Thursday, August 3, 2023

Dare County places have some curious and peculiar names

Beginning in 1874, the United States Life-Saving Service began building stations along the Outer Banks of North Carolina. Dare County’s history is peppered with great stories about the surfmen who were dedicated to the mission: “to save lives in peril from the sea.”

Among the original group of stations were structures at places named Kinnakeet, Chicamacomico (a six-syllable word), Kitty Hawk and Nags Head.

 

Some of the town names go back to the Algonquin-speaking tribes of Native Americans who were here first. 

For starters, Kinnakeet is an Algonquian word meaning “that which is mixed.” This was a perfect description for several settlements that became bunched into one community. The place was renamed as Avon by the U.S. Post Office in 1883. Perhaps the name came from River Avon in England. 

Chicamacomico is an Algonquian word meaning “sinking down sand.” That doesn’t sound good, but the community’s still here, although known today as Rodanthe. Again, postal authorities are to blame, as Chicamacomico was even harder to pronounce or spell than Kinnakeet. No one seems to remember where the name Rodanthe came from, but no matter. 

Author Nicholas Sparks popularized the place. He published “Nights in Rodanthe,” a romantic novel, in 2002. He remarked that “Rodanthe looks wonderful on the page and conjures up a mixture of mystery and sensuality.” 

Kitty Hawk was the originally Chickenhauk, derived from the native Algonquian word meaning “a place to hunt geese.”

 


The name Kill Devil Hills originated many years ago when sailing ships, transporting rum from the tropics to markets in the north, would wreck along The Outer Banks coast. Their cargo would wash up onto the sand hills as “gifts from the sea” to the local population who said that the rum was strong enough “to kill the devil.”


 

Donna Campbell Smith, a freelance journalist living in Franklinton, N.C., said the name Nags Head came from pirates who would lure sailing ships into shallow waters where they would run aground. 

Horses on shore were led up and down the beach. Each carried a lantern that was strapped around the horse’s neck, swaying as it walked along. Their glowing light would deceive ship watchmen who would call out, “Ship to the starboard!” 

Smith wrote: “The sight of ‘another vessel’ gave the appearance that the captain was in safe waters. The captain’s relief was nullified when the ship shuddered and groaned to a stop. It had run aground – doomed by the nag’s head.” 

Pirates would then salvage the cargo that washed ashore, Smith said. Goods were carted to the pirates’ lairs in the sounds and loaded onto pirate ships that traveled up the rivers and creeks and peddled to colonial merchants on the mainland.

 

“Word spread back to Europe about the pirates’ ruse,” she said. “As sailors were about to embark on a voyage they were warned, ‘Beware of the nag’s head.’ Soon that area of the Outer Banks became known as Nags Head.
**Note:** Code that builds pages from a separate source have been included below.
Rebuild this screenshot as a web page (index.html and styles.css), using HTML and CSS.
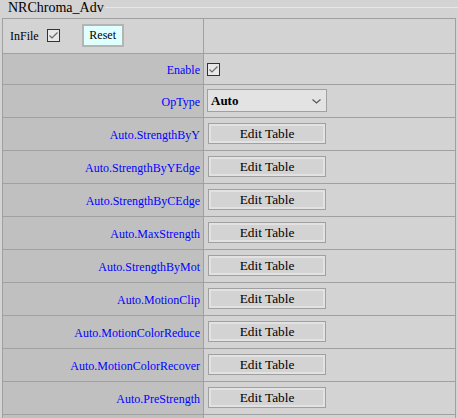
FILE: index.html
```html
<!DOCTYPE html>
<html>
<head>
<meta charset="utf-8">
<link rel="stylesheet" href="styles.css">
</head>
<body>
<div class="header">
  <span class="title">NRChroma_Adv</span>
  <span class="rule"></span>
</div>
<div class="panel">
  <div class="cell cell-file">
    <span class="file-label">InFile</span>
    <span class="check check-file"><svg width="13" height="13" viewBox="0 0 13 13"><rect x="0.5" y="0.5" width="12" height="12" fill="#e8e8e8" stroke="#333"/><path d="M2.5 6.5 L5 9 L10.5 3.5" fill="none" stroke="#666" stroke-width="1.1"/></svg></span>
    <button class="reset">Reset</button>
  </div>
  <div class="cell value"></div>

  <div class="cell label">Enable</div>
  <div class="cell value"><span class="check"><svg width="13" height="13" viewBox="0 0 13 13"><rect x="0.5" y="0.5" width="12" height="12" fill="#e8e8e8" stroke="#333"/><path d="M2.5 6.5 L5 9 L10.5 3.5" fill="none" stroke="#666" stroke-width="1.1"/></svg></span></div>

  <div class="cell label">OpType</div>
  <div class="cell value">
    <span class="select"><span class="select-text">Auto</span><svg class="chevron" width="9" height="5" viewBox="0 0 9 5"><path d="M0.5 0.5 L4.5 4 L8.5 0.5" fill="none" stroke="#555" stroke-width="1.1"/></svg></span>
  </div>

  <div class="cell label">Auto.StrengthByY</div>
  <div class="cell value"><button class="edit">Edit Table</button></div>

  <div class="cell label">Auto.StrengthByYEdge</div>
  <div class="cell value"><button class="edit">Edit Table</button></div>

  <div class="cell label">Auto.StrengthByCEdge</div>
  <div class="cell value"><button class="edit">Edit Table</button></div>

  <div class="cell label">Auto.MaxStrength</div>
  <div class="cell value"><button class="edit">Edit Table</button></div>

  <div class="cell label">Auto.StrengthByMot</div>
  <div class="cell value"><button class="edit">Edit Table</button></div>

  <div class="cell label">Auto.MotionClip</div>
  <div class="cell value"><button class="edit">Edit Table</button></div>

  <div class="cell label">Auto.MotionColorReduce</div>
  <div class="cell value"><button class="edit">Edit Table</button></div>

  <div class="cell label">Auto.MotionColorRecover</div>
  <div class="cell value"><button class="edit">Edit Table</button></div>

  <div class="cell label">Auto.PreStrength</div>
  <div class="cell value"><button class="edit">Edit Table</button></div>

  <div class="cell label"></div>
  <div class="cell value"></div>
</div>
</body>
</html>
```

FILE: styles.css
```css
html, body {
  margin: 0;
  padding: 0;
  background: #d3d3d3;
  font-family: "Liberation Serif", "Times New Roman", serif;
  color: #000;
  overflow: hidden;
}

.header {
  display: flex;
  align-items: flex-start;
  height: 18px;
  padding-left: 8px;
}

.title {
  font-size: 14px;
  line-height: 15px;
  white-space: nowrap;
}

.rule {
  flex: 1;
  height: 1px;
  margin-top: 7px;
  margin-left: 1px;
  background: #e6e6e6;
}

.panel {
  margin: 0 2px;
  display: grid;
  grid-template-columns: 200px 1fr;
  grid-template-rows: 34px 30px;
  grid-auto-rows: 32px;
  gap: 1px;
  padding: 1px;
  background: #a0a0a0;
}

.cell {
  display: flex;
  align-items: center;
  min-width: 0;
  background: #d3d3d3;
}

.label {
  justify-content: flex-end;
  padding-right: 3px;
  padding-top: 3px;
  background: #c0c0c0;
  color: #0000ff;
  font-size: 12px;
  white-space: nowrap;
}

.value {
  padding-left: 3px;
}

.cell-file {
  padding-left: 7px;
  font-size: 12px;
}

.file-label {
  margin-right: 8px;
}

.check {
  display: flex;
  width: 13px;
  height: 13px;
}

.check-file {
  margin-right: 22px;
  margin-bottom: 2px;
}

.reset {
  width: 42px;
  height: 23px;
  margin: 0 0 2px 0;
  padding: 0;
  border: 2px solid #b4b4b4;
  background: #e0ffff;
  font-family: "Liberation Serif", "Times New Roman", serif;
  font-size: 12px;
  color: #000;
}

.select {
  position: relative;
  display: flex;
  align-items: center;
  box-sizing: border-box;
  width: 120px;
  height: 23px;
  margin-bottom: 1px;
  padding-left: 3px;
  border: 1px solid #a0a0a0;
  background: #e3e3e3;
}

.select-text {
  font-size: 13px;
  font-weight: bold;
}

.chevron {
  position: absolute;
  right: 5px;
  top: 9px;
}

.edit {
  box-sizing: border-box;
  width: 118px;
  height: 21px;
  margin: 0 0 1px 1px;
  padding: 0;
  border: 1px solid #a0a0a0;
  background: #d3d3d3;
  box-shadow: inset 0 0 0 2px #e2e2e2;
  font-family: "Liberation Serif", "Times New Roman", serif;
  font-size: 13.33px;
  color: #000;
}
```
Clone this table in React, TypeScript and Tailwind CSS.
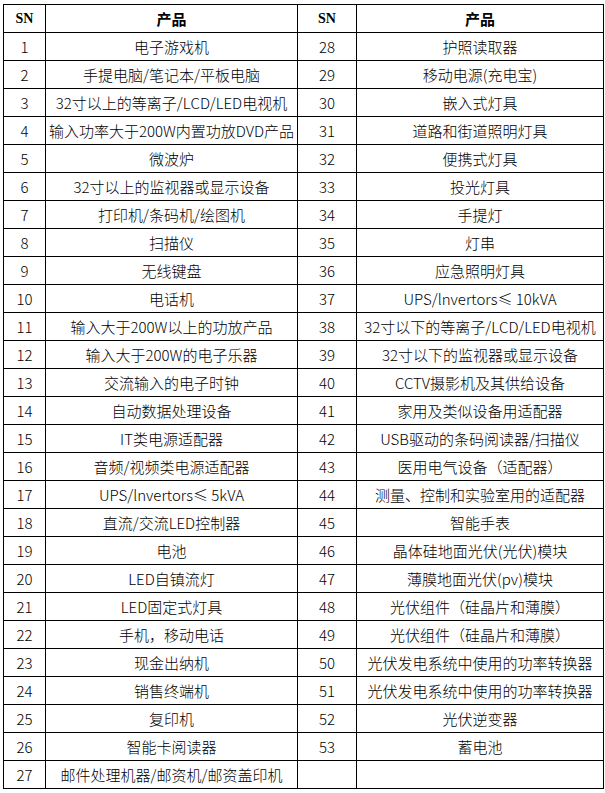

The name stuck, and the area is now one of the world’s most popular resort areas.”


 

Ironically, the two settlements on Roanoke Island are named after a pair Native Americans – Manteo and Wanchese – who interacted with Englishman John White, governor of “The Lost Colony.” 

Although the communities of Manteo and Wanchese share an island, their personalities are distinctly different. Manteo is a real town with shops. Wanchese, on the other hand, is a village. People here don’t have time to shop; they’re too busy fishing and tending their workboats.